Pope Benedict XVI will resign at the end of this month.
The Italian news agency Ansa reported the surprise decision yesterday morning, and the news was later confirmed by spokesman Federico Lombardi, who said, "The pope announced that he will leave his ministry at 7pm on 28 February."
Although unusual, resignation is allowed through canon law. Benedict XVI is the first pope to resign in centuries. The last pontiff to step down was Pope Gregory XII during the 1400s.
"We have seen the communiqué where he says he is physically exhausted and cannot keep leading the church," said Bishop Smaragde Mbonyintege, the spokesman of the Roman Catholic Church in Rwanda and Bishop of Kabgayi Diocese.
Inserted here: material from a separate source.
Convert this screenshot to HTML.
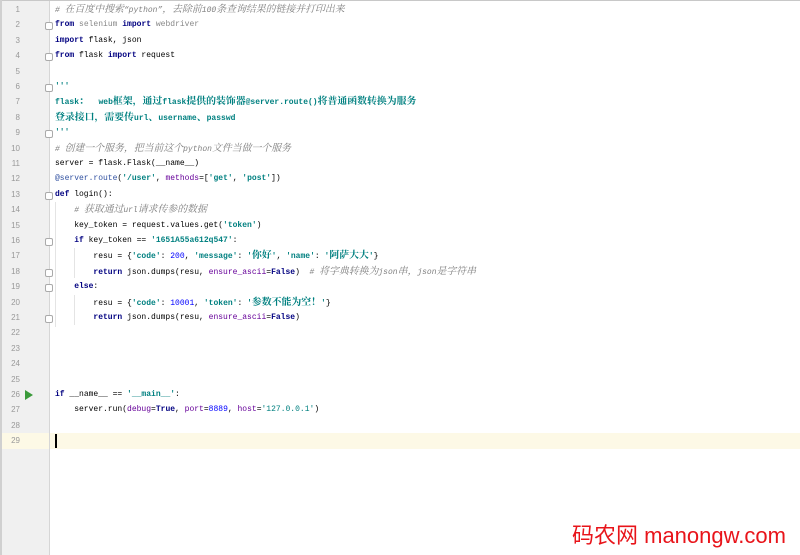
<!DOCTYPE html>
<html><head><meta charset="utf-8"><style>
body{margin:0;width:800px;height:555px;background:#fff;overflow:hidden;position:relative;font-family:"Liberation Mono","Noto Serif CJK SC",monospace;}
#top{position:absolute;left:0;top:0;width:800px;height:1px;background:#c8c8c8}
#lb{position:absolute;left:0;top:0;width:2px;height:555px;background:#d0d0d0}
#gut{position:absolute;left:2px;top:1px;width:47px;height:554px;background:#f0f0f0;border-right:1px solid #d6d6d6}
#cur{position:absolute;left:50px;top:433px;width:750px;height:16px;background:#fdf9e6}
#gcur{position:absolute;left:2px;top:433px;width:47px;height:16px;background:#fdf9e6}
.n{position:absolute;left:0;width:20px;text-align:right;font-size:8px;color:#999;font-family:"Liberation Sans",sans-serif;line-height:15.4px}
.l{position:absolute;left:55px;font-size:8px;line-height:15.4px;white-space:pre;color:#000}
.c{font-size:9.9px}
.k{color:#000080;font-weight:bold}
.s{color:#008080;font-weight:bold}
.cm{color:#808080;font-style:italic}
.d{color:#008080;font-weight:bold}
.p{color:#660099}
.num{color:#0000ff}
.at{color:#3050a0}
.f{position:absolute;left:45px;width:6px;height:6px;border:1px solid #aaa;border-radius:2px;background:#fff}
.ig{position:absolute;width:1px;background:#e4e4e4}
#wm{position:absolute;left:572px;top:518px;font-size:22px;color:#e8141a;font-family:"Liberation Sans","Noto Sans CJK SC",sans-serif;white-space:nowrap}
#caret{position:absolute;left:55px;top:434px;width:2px;height:14px;background:#000}
#run{position:absolute;left:25px;top:390px;width:0;height:0;border-left:8px solid #3a9a3a;border-top:5px solid transparent;border-bottom:5px solid transparent}
</style></head><body>
<div id="top"></div><div id="lb"></div><div id="gut"></div><div id="gcur"></div><div id="cur"></div>
<div id="run"></div>
<div class="n" style="top:2px">1</div><div class="n" style="top:17.4px">2</div><div class="n" style="top:32.8px">3</div><div class="n" style="top:48.2px">4</div><div class="n" style="top:63.6px">5</div><div class="n" style="top:79px">6</div><div class="n" style="top:94.4px">7</div><div class="n" style="top:109.8px">8</div><div class="n" style="top:125.2px">9</div><div class="n" style="top:140.6px">10</div><div class="n" style="top:156px">11</div><div class="n" style="top:171.4px">12</div><div class="n" style="top:186.8px">13</div><div class="n" style="top:202.2px">14</div><div class="n" style="top:217.6px">15</div><div class="n" style="top:233px">16</div><div class="n" style="top:248.4px">17</div><div class="n" style="top:263.8px">18</div><div class="n" style="top:279.2px">19</div><div class="n" style="top:294.6px">20</div><div class="n" style="top:310px">21</div><div class="n" style="top:325.4px">22</div><div class="n" style="top:340.8px">23</div><div class="n" style="top:356.2px">24</div><div class="n" style="top:371.6px">25</div><div class="n" style="top:387px">26</div><div class="n" style="top:402.4px">27</div><div class="n" style="top:417.8px">28</div><div class="n" style="top:433.2px">29</div>
<div class="f" style="top:22px"></div><div class="f" style="top:53px"></div><div class="f" style="top:84px"></div><div class="f" style="top:130px"></div><div class="f" style="top:192px"></div><div class="f" style="top:238px"></div><div class="f" style="top:269px"></div><div class="f" style="top:284px"></div><div class="f" style="top:315px"></div>
<div class="ig" style="left:74px;top:248px;height:30px"></div><div class="ig" style="left:74px;top:295px;height:30px"></div><div class="ig" style="left:55px;top:202px;height:125px"></div>
<div class="l" style="top:2px"><span class="cm"># <span class="c">在百度中搜索</span>“python”<span class="c">，去除前</span>100<span class="c">条查询结果的链接并打印出来</span></span></div>
<div class="l" style="top:17.4px"><span class="k">from</span> <span style="color:#888">selenium</span> <span class="k">import</span> <span style="color:#888">webdriver</span></div>
<div class="l" style="top:32.8px"><span class="k">import</span> flask, json</div>
<div class="l" style="top:48.2px"><span class="k">from</span> flask <span class="k">import</span> request</div>
<div class="l" style="top:79px"><span class="d">'''</span></div>
<div class="l" style="top:94.4px"><span class="d">flask<span class="c">：</span>  web<span class="c">框架，通过</span>flask<span class="c">提供的装饰器</span>@server.route()<span class="c">将普通函数转换为服务</span></span></div>
<div class="l" style="top:109.8px"><span class="d"><span class="c">登录接口，需要传</span>url<span class="c">、</span>username<span class="c">、</span>passwd</span></div>
<div class="l" style="top:125.2px"><span class="d">'''</span></div>
<div class="l" style="top:140.6px"><span class="cm"># <span class="c">创建一个服务，把当前这个</span>python<span class="c">文件当做一个服务</span></span></div>
<div class="l" style="top:156px">server = flask.Flask(__name__)</div>
<div class="l" style="top:171.4px"><span class="at">@server.route</span>(<span class="s">'/user'</span>, <span class="p">methods</span>=[<span class="s">'get'</span>, <span class="s">'post'</span>])</div>
<div class="l" style="top:186.8px"><span class="k">def</span> login():</div>
<div class="l" style="top:202.2px">    <span class="cm"># <span class="c">获取通过</span>url<span class="c">请求传参的数据</span></span></div>
<div class="l" style="top:217.6px">    key_token = request.values.get(<span class="s">'token'</span>)</div>
<div class="l" style="top:233px">    <span class="k">if</span> key_token == <span class="s">'1651A55a612q547'</span>:</div>
<div class="l" style="top:248.4px">        resu = {<span class="s">'code'</span>: <span class="num">200</span>, <span class="s">'message'</span>: <span class="s">'<span class="c">你好</span>'</span>, <span class="s">'name'</span>: <span class="s">'<span class="c">阿萨大大</span>'</span>}</div>
<div class="l" style="top:263.8px">        <span class="k">return</span> json.dumps(resu, <span class="p">ensure_ascii</span>=<span class="k">False</span>)  <span class="cm"># <span class="c">将字典转换为</span>json<span class="c">串，</span>json<span class="c">是字符串</span></span></div>
<div class="l" style="top:279.2px">    <span class="k">else</span>:</div>
<div class="l" style="top:294.6px">        resu = {<span class="s">'code'</span>: <span class="num">10001</span>, <span class="s">'token'</span>: <span class="s">'<span class="c">参数不能为空！</span>'</span>}</div>
<div class="l" style="top:310px">        <span class="k">return</span> json.dumps(resu, <span class="p">ensure_ascii</span>=<span class="k">False</span>)</div>
<div class="l" style="top:387px"><span class="k">if</span> __name__ == <span class="s">'__main__'</span>:</div>
<div class="l" style="top:402.4px">    server.run(<span class="p">debug</span>=<span class="k">True</span>, <span class="p">port</span>=<span class="num">8889</span>, <span class="p">host</span>=<span class="s" style="font-weight:normal">'127.0.0.1'</span>)</div>
<div id="caret"></div>
<div id="wm">码农网 manongw.com</div>
</body></html>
According to Mbonyintege, the resignation won't leave any gap because the church is a well built system where anybody knows their duty.
"In one month, the congregation of cardinals will vote for another pope," he said, adding that this should not worry any Christians since it is a good legacy he is leaving to show that if anyone feels the pope is no longer physically fit, he can step down. One thing Rwandan Christians can remember about the Pope is his dedication in Kinyarwanda where he wished Rwandans merry Christmas last year.
"With his body getting weak, he couldn't plan a visit to Rwanda, but he usually asks about Rwanda, and the process of reconciliation," said Mbonyintege.
According to Mbonyintege, the German, Joseph Alois Ratzinger, globally known as Pope Benedict XIV, who was voted head the Roman Catholic Church on April 19, 2005, is a Christian role model.
Father Oreste Incimatata, the Director of Caritas Rwanda, a charity organisation of the Roman Catholic Church said, the Pope was characterised by a resolve to stick to the church doctrine without getting waved by any wind. Incimatata added that the Pope is an intellectual, a passionate writer, who always discusses an issue with valid arguments.
The 265th successor of Simon Peter ,referred to as first Pope, Benedict XVI, 85, succeeded Pope John Paul II, who died on April 2, 2005. The Catholic Church has 1,196 billion followers worldwide.